US President Barack Obama vowed Saturday that irresponsible budgets were a thing of the past as he promised bold action to help the United States emerge from the current economic crisis stronger than before. In his weekly radio address, Obama said his administration had inherited a 1.3-trillion-dollar budget deficit - and a budgeting process that he called "irresponsible as it is unsustainable."
He argued that for years Washington as well as Wall Street had used accounting tricks to conceal real costs of programmes. "These kinds of irresponsible budgets - and inexcusable practices - are now in the past," the president said. "For the first time in many years, my administration has produced a budget that represents an honest reckoning of where we are and where we need to go." Last month, the Obama administration rolled out an audacious 3.55-trillion-dollar budget proposal that bristles with economic reforms and spending on healthcare, climate change and education.
The plan includes more than 600 billion dollars over 10 years for a "down payment" on healthcare reform and a similar annual sum for defence. Obama is to fulfill a campaign pledge to raise taxes on Americans earning more than 250,000 dollars a year from 35 percent to just under 40 percent, yielding some two trillion dollars over ten years.
The budget forecasts a 1.750 trillion dollar deficit in fiscal 2009, but foresees that figure falling to 1.171 trillion dollars in 2010. Obama said his proposal "begins to make the hard choices that weve avoided for far too long - a strategy that cuts where we must and invests where we need." He said the blueprint includes two trillion dollars in deficit reduction and reduces discretionary spending for non-defence programmes as a share of the economy by more than 10 percent over the next decade.
Last Wednesday, the president also signed a memorandum that dramatically reforms the way the government awards its contracts, arguing that it will save up to 40 billion dollars each year. In his address, Obama warned that solving the current economic crisis would not be easy, and the country will continue to face difficult days in the months ahead.
"But I also believe that we will get through this - that if we act swiftly and boldly and responsibly, the United States of America will emerge stronger and more prosperous than it was before," the president assured. Obama also noted that it would be impossible to bring the budget deficit down or grow the economy without tackling the skyrocketing cost of health care. On Thursday, the president held a White House summit on healthcare, bringing together doctors, nurses, lawmakers and business groups to launch the politically perilous process of driving a reform bill through Congress. More than half of all Americans are covered by health insurance provided by employers, but it is not compulsory and nearly 46 million others have no coverage at all. Under the White House healthcare plan, Americans who have health insurance and want to keep it can do so, though the administration says costs will lower.
A new range of "affordable" health insurance options is envisaged under the Obama plan, which will make insurance firms cover pre-existing conditions and include tax credits to help small businesses provide healthcare to workers.
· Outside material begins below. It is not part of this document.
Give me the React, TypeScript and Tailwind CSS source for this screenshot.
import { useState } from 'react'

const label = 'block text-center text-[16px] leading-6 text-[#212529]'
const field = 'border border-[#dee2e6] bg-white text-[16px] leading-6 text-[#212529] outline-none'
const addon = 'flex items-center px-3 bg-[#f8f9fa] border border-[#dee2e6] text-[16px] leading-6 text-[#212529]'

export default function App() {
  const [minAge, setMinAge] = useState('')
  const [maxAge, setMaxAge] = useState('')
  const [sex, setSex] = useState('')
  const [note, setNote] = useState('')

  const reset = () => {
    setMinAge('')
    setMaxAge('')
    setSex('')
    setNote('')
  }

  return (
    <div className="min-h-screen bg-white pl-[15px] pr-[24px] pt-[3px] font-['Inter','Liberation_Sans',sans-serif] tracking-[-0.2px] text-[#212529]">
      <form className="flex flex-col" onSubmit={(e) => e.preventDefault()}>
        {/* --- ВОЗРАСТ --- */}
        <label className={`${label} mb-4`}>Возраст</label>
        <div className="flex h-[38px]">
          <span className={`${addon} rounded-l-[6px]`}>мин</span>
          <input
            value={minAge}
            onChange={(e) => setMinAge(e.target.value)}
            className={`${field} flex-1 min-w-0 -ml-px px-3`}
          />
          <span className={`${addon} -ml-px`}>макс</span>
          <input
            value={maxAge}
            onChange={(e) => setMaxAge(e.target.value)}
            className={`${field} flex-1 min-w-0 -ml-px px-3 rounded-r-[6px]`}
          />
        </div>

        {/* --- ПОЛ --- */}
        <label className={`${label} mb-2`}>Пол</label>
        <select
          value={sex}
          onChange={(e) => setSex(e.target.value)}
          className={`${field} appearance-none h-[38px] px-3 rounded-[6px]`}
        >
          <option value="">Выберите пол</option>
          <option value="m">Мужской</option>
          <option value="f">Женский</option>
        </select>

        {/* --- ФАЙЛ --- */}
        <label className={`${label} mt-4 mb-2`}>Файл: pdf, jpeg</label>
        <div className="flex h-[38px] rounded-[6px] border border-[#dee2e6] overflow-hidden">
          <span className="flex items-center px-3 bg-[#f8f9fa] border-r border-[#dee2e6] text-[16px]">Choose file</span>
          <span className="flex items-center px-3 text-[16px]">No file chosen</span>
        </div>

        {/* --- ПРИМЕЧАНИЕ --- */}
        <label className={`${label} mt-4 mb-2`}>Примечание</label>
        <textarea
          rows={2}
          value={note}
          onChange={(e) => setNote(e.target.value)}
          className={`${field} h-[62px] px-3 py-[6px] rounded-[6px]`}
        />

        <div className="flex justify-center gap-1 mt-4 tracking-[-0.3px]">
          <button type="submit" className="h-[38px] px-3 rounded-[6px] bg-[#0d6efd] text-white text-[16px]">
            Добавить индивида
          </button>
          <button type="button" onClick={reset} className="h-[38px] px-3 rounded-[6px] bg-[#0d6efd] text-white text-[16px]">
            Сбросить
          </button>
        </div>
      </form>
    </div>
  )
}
The initiative would seek to lower the cost of prescription drugs, partly through relaxing rules on the import of medicines from other developed nations, and stop pharmaceutical giants blocking production of generic treatments. "Our ideas and opinions about how to achieve this reform will vary, but our goal must be the same: quality, affordable healthcare for every American that no longer overwhelms the budgets of families, businesses, and our government," Obama pointed out.